In the Heart of the Sea: The Tragedy of the Whaleship Essex by Nathaniel Philbrick is a straightforward account of survival at sea. In 1820, a Nantucket based whale ship, Essex, was attacked and sunk by a sperm whale. The 20 men in the crew took to the three whale boats, and eventually, after many trials and tribulations, including cannibalization of the dead, and at least one case of killing a crewman specifically to be eaten by the others, 8 of the twenty men were rescued. The book explores a number of themes, including Nantucket society and how it might have influenced who did and didn’t survive, the whale trade in general, and treatment of African-American crewmen in particular.

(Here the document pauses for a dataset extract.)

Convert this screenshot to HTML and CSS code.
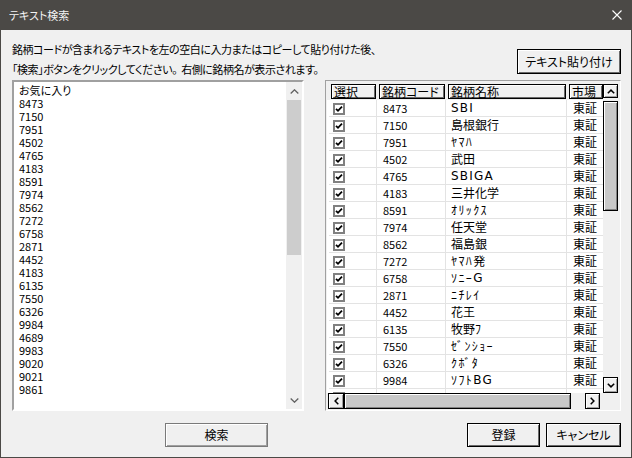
FILE: index.html
```html
<!DOCTYPE html>
<html lang="ja">
<head>
<meta charset="utf-8">
<title>テキスト検索</title>
<link rel="stylesheet" href="styles.css">
</head>
<body>
<div class="window">
  <div class="titlebar">
    <span class="title">テキスト検索</span>
    <svg class="close" width="10" height="10" viewBox="0 0 10 10"><path d="M0.5 0.5 L9.5 9.5 M9.5 0.5 L0.5 9.5" stroke="#fff" stroke-width="1.1" fill="none"/></svg>
  </div>
  <div class="content">
    <div class="top">
      <div class="instr">
        <div class="line">銘柄コードが含まれるテキストを左の空白に入力またはコピーして貼り付けた後、</div>
        <div class="line">「検索」ボタンをクリックしてください<span class="np">。</span>右側に銘柄名が表示されます。</div>
      </div>
      <button class="btn btn-def paste">テキスト貼り付け</button>
    </div>
    <div class="main">
      <div class="edit">
        <div class="edit-text">
          <div>お気に入り</div>
          <div>8473</div><div>7150</div><div>7951</div><div>4502</div><div>4765</div><div>4183</div>
          <div>8591</div><div>7974</div><div>8562</div><div>7272</div><div>6758</div><div>2871</div>
          <div>4452</div><div>4183</div><div>6135</div><div>7550</div><div>6326</div><div>9984</div>
          <div>4689</div><div>9983</div><div>9020</div><div>9021</div><div>9861</div>
        </div>
        <div class="wscroll">
          <div class="warrow"><svg width="9" height="5" viewBox="0 0 9 5"><path d="M0.7 4.5 L4.5 0.8 L8.3 4.5" stroke="#606060" stroke-width="1.3" fill="none"/></svg></div>
          <div class="wthumb"></div>
          <div class="wtrack"></div>
          <div class="warrow"><svg width="9" height="5" viewBox="0 0 9 5"><path d="M0.7 0.5 L4.5 4.2 L8.3 0.5" stroke="#606060" stroke-width="1.3" fill="none"/></svg></div>
        </div>
      </div>
      <div class="grid">
        <div class="viewport">
          <div class="hdr">
            <div class="hcol c1"><div class="hcell">選択</div></div>
            <div class="hcol c2"><div class="hcell">銘柄コード</div></div>
            <div class="hcol c3"><div class="hcell">銘柄名称</div></div>
            <div class="hcol c4"><div class="hcell">市場</div></div>
          </div>
          <div class="row"><div class="cell c1"><span class="chk"></span></div><div class="cell c2">8473</div><div class="cell c3"><span class="lat">SBI</span></div><div class="cell c4">東証</div></div>
          <div class="row"><div class="cell c1"><span class="chk"></span></div><div class="cell c2">7150</div><div class="cell c3">島根銀行</div><div class="cell c4">東証</div></div>
          <div class="row"><div class="cell c1"><span class="chk"></span></div><div class="cell c2">7951</div><div class="cell c3"><span class="hw">ﾔﾏﾊ</span></div><div class="cell c4">東証</div></div>
          <div class="row"><div class="cell c1"><span class="chk"></span></div><div class="cell c2">4502</div><div class="cell c3">武田</div><div class="cell c4">東証</div></div>
          <div class="row"><div class="cell c1"><span class="chk"></span></div><div class="cell c2">4765</div><div class="cell c3"><span class="lat">SBIGA</span></div><div class="cell c4">東証</div></div>
          <div class="row"><div class="cell c1"><span class="chk"></span></div><div class="cell c2">4183</div><div class="cell c3">三井化学</div><div class="cell c4">東証</div></div>
          <div class="row"><div class="cell c1"><span class="chk"></span></div><div class="cell c2">8591</div><div class="cell c3"><span class="hw">ｵﾘｯｸｽ</span></div><div class="cell c4">東証</div></div>
          <div class="row"><div class="cell c1"><span class="chk"></span></div><div class="cell c2">7974</div><div class="cell c3">任天堂</div><div class="cell c4">東証</div></div>
          <div class="row"><div class="cell c1"><span class="chk"></span></div><div class="cell c2">8562</div><div class="cell c3">福島銀</div><div class="cell c4">東証</div></div>
          <div class="row"><div class="cell c1"><span class="chk"></span></div><div class="cell c2">7272</div><div class="cell c3"><span class="hw">ﾔﾏﾊ</span>発</div><div class="cell c4">東証</div></div>
          <div class="row"><div class="cell c1"><span class="chk"></span></div><div class="cell c2">6758</div><div class="cell c3"><span class="hw">ｿﾆｰ</span><span class="lat">G</span></div><div class="cell c4">東証</div></div>
          <div class="row"><div class="cell c1"><span class="chk"></span></div><div class="cell c2">2871</div><div class="cell c3"><span class="hw">ﾆﾁﾚｲ</span></div><div class="cell c4">東証</div></div>
          <div class="row"><div class="cell c1"><span class="chk"></span></div><div class="cell c2">4452</div><div class="cell c3">花王</div><div class="cell c4">東証</div></div>
          <div class="row"><div class="cell c1"><span class="chk"></span></div><div class="cell c2">6135</div><div class="cell c3">牧野<span class="hw">ﾌ</span></div><div class="cell c4">東証</div></div>
          <div class="row"><div class="cell c1"><span class="chk"></span></div><div class="cell c2">7550</div><div class="cell c3"><span class="hw">ｾﾞﾝｼｮｰ</span></div><div class="cell c4">東証</div></div>
          <div class="row"><div class="cell c1"><span class="chk"></span></div><div class="cell c2">6326</div><div class="cell c3"><span class="hw">ｸﾎﾞﾀ</span></div><div class="cell c4">東証</div></div>
          <div class="row"><div class="cell c1"><span class="chk"></span></div><div class="cell c2">9984</div><div class="cell c3"><span class="hw">ｿﾌﾄ</span><span class="lat">BG</span></div><div class="cell c4">東証</div></div>
          <div class="row"><div class="cell c1"><span class="chk"></span></div><div class="cell c2"></div><div class="cell c3"></div><div class="cell c4"></div></div>
        </div>
        <div class="vs">
          <div class="cbtn vup"><svg width="8" height="5" viewBox="0 0 8 5"><path d="M0.8 4.3 L4 1.1 L7.2 4.3" stroke="#000" stroke-width="1.5" fill="none"/></svg></div>
          <div class="cthumb vthumb"></div>
          <div class="fill"></div>
          <div class="cbtn vdown"><svg width="8" height="5" viewBox="0 0 8 5"><path d="M0.8 0.7 L4 3.9 L7.2 0.7" stroke="#000" stroke-width="1.5" fill="none"/></svg></div>
        </div>
        <div class="hs">
          <div class="cbtn hleft"><svg width="5" height="8" viewBox="0 0 5 8"><path d="M4.3 0.8 L1.1 4 L4.3 7.2" stroke="#000" stroke-width="1.5" fill="none"/></svg></div>
          <div class="cthumb hthumb"></div>
          <div class="fill"></div>
          <div class="cbtn hright"><svg width="5" height="8" viewBox="0 0 5 8"><path d="M0.7 0.8 L3.9 4 L0.7 7.2" stroke="#000" stroke-width="1.5" fill="none"/></svg></div>
        </div>
        <div class="corner"></div>
      </div>
    </div>
    <div class="bottom">
      <button class="btn btn-std search">検索</button>
      <button class="btn btn-def ok">登録</button>
      <button class="btn btn-def cancel">キャンセル</button>
    </div>
  </div>
</div>
</body>
</html>
```

FILE: styles.css
```css
* { box-sizing: border-box; }
html, body { margin: 0; padding: 0; }
body {
  font-family: "Noto Sans CJK JP", "Noto Sans", sans-serif;
  font-size: 12px;
  font-feature-settings: "palt";
  color: #000;
  background: #f0f0f0;
}
.window {
  width: 632px;
  height: 458px;
  background: #f0f0f0;
  border: 1px solid #4b4946;
  border-top: none;
  display: flex;
  flex-direction: column;
}
.titlebar {
  height: 30px;
  background: #4b4946;
  margin: 0 -1px;
  display: flex;
  align-items: center;
  justify-content: space-between;
  padding: 0 10px 0 9px;
  flex-shrink: 0;
}
.title { color: #f4f4f4; font-size: 11px; line-height: 16px; }
.close { display: block; }

.content {
  flex: 1;
  display: flex;
  flex-direction: column;
  padding: 9px 10px 0 11px;
}
.top {
  height: 41px;
  display: flex;
  justify-content: space-between;
  align-items: flex-start;
}
.instr .line {
  font-size: 11px;
  letter-spacing: -0.45px;
  line-height: 20px;
  height: 20px;
  white-space: nowrap;
}
.instr .np { font-feature-settings: normal; letter-spacing: -2px; }

.btn {
  font-family: inherit;
  font-size: 12px;
  font-feature-settings: "palt";
  color: #000;
  background: #f0f0f0;
  padding: 0;
  margin: 0;
  line-height: 16px;
  height: 24px;
}
.btn-def {
  border: 1px solid #000;
  box-shadow: inset 1px 1px #fff, inset -1px -1px #696969;
}
.btn-std {
  border: 1px solid #7a7a7a;
  box-shadow: inset 1px 1px #fff, inset -1px -1px #a0a0a0;
}
.paste { width: 104px; height: 25px; margin-top: 10px; }

.main {
  height: 331px;
  display: flex;
  justify-content: space-between;
}
.edit {
  width: 292px;
  height: 331px;
  border: 2px solid;
  border-color: #a0a0a0 #fff #fff #a0a0a0;
  background: #fff;
  display: flex;
}
.edit-text {
  flex: 1;
  padding: 2px 0 0 5px;
  font-size: 11px;
  line-height: 13px;
}
.wscroll {
  width: 16px;
  background: #f0f0f0;
  display: flex;
  flex-direction: column;
}
.warrow {
  height: 18px;
  display: flex;
  align-items: center;
  justify-content: center;
}
.warrow svg { display: block; }
.wthumb { height: 155px; background: #cdcdcd; margin: 0 1px; }
.wtrack { flex: 1; }

.grid {
  width: 296px;
  height: 331px;
  border: 1px solid;
  border-color: #a0a0a0 #fff #fff #a0a0a0;
  padding: 1px;
  background: #f0f0f0;
  display: grid;
  grid-template-columns: 1fr 16px;
  grid-template-rows: 1fr 16px;
}
.viewport {
  overflow: hidden;
  background: #fff;
  padding-left: 2px;
}
.hdr { display: flex; height: 18px; background: #f0f0f0; margin-left: -2px; padding-left: 2px; }
.c1 { width: 48px; }
.c2 { width: 69px; }
.c3 { width: 121px; }
.c4 { width: 36px; }
.hcol { flex-shrink: 0; padding: 2px 1px 1px 2px; }
.hcell {
  height: 15px;
  border: 1px solid #000;
  box-shadow: inset 1px 1px #fff, inset -1px -1px #696969;
  background: #f0f0f0;
  font-size: 12px;
  line-height: 13px;
  padding-left: 2px;
  white-space: nowrap;
  overflow: hidden;
}
.c4 .hcell { margin-right: -1px; }
.row {
  display: flex;
  height: 17px;
}
.cell {
  flex-shrink: 0;
  height: 17px;
  border-right: 1px solid #e3e3e3;
  border-bottom: 1px solid #e3e3e3;
  line-height: 16px;
  white-space: nowrap;
  overflow: hidden;
  display: flex;
  align-items: center;
}
.cell.c1 { padding-left: 4px; }
.cell.c2 { padding-left: 6px; font-size: 11px; }
.cell.c3 { padding-left: 5px; font-feature-settings: normal; }
.cell.c3 .hw { font-size: 12px; letter-spacing: 1.4px; }
.cell.c3 .lat { font-family: "DejaVu Sans", sans-serif; font-size: 12px; letter-spacing: 1.2px; }
.cell.c4 { padding-left: 6px; border-right: none; }
.chk {
  width: 12px;
  height: 12px;
  border: 2px solid #808080;
  background: #fff url("data:image/svg+xml,%3Csvg xmlns='http://www.w3.org/2000/svg' width='8' height='8' viewBox='0 0 8 8'%3E%3Cpath d='M1 3.8 L3 5.8 L7 1.6' stroke='%23000' stroke-width='1.8' fill='none'/%3E%3C/svg%3E") center/8px 8px no-repeat;
  margin-top: 1px;
}

.vs { display: flex; flex-direction: column; background: #f0f0f0; }
.hs { display: flex; background: #f0f0f0; }
.fill { flex: 1; }
.corner { background: #f0f0f0; }
.cbtn {
  border: 1px solid #000;
  box-shadow: inset 1px 1px #fff, inset -1px -1px #a0a0a0;
  background: #f0f0f0;
  display: flex;
  align-items: center;
  justify-content: center;
  flex-shrink: 0;
}
.cbtn svg { display: block; }
.cthumb {
  border: 1px solid #000;
  box-shadow: inset 1px 1px #fff, inset -1px -1px #808080;
  background: #c8c8c8;
  flex-shrink: 0;
}
.vup { width: 15px; height: 14px; margin-top: 2px; }
.vthumb { width: 15px; height: 110px; margin-top: 3px; }
.vdown { width: 15px; height: 16px; }
.hleft { width: 16px; height: 16px; margin-left: 1px; }
.hthumb { width: 227px; height: 16px; }
.hright { width: 15px; height: 16px; margin-right: 3px; }

.bottom {
  flex: 1;
  display: flex;
  align-items: flex-start;
  padding-top: 12px;
}
.search { width: 103px; margin-left: 153px; }
.ok { width: 73px; margin-left: auto; }
.cancel { width: 75px; margin-left: 6px; }
```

Interestingly, every man who survived was a Nantucket man, despite them comprising a minority of the crew, and none of the African-American crew were among the survivors. I’m not sure why I didn’t find this book compelling, I’m usually a huge fan of Philbrick’s. Maybe it’s the discursive asides about Nantucket, maybe it was the theoretical asides about the pre-wreck lives of the crew in an effort to explain what came after. I don’t know, but at the end of the day, it just wasn’t that good to me.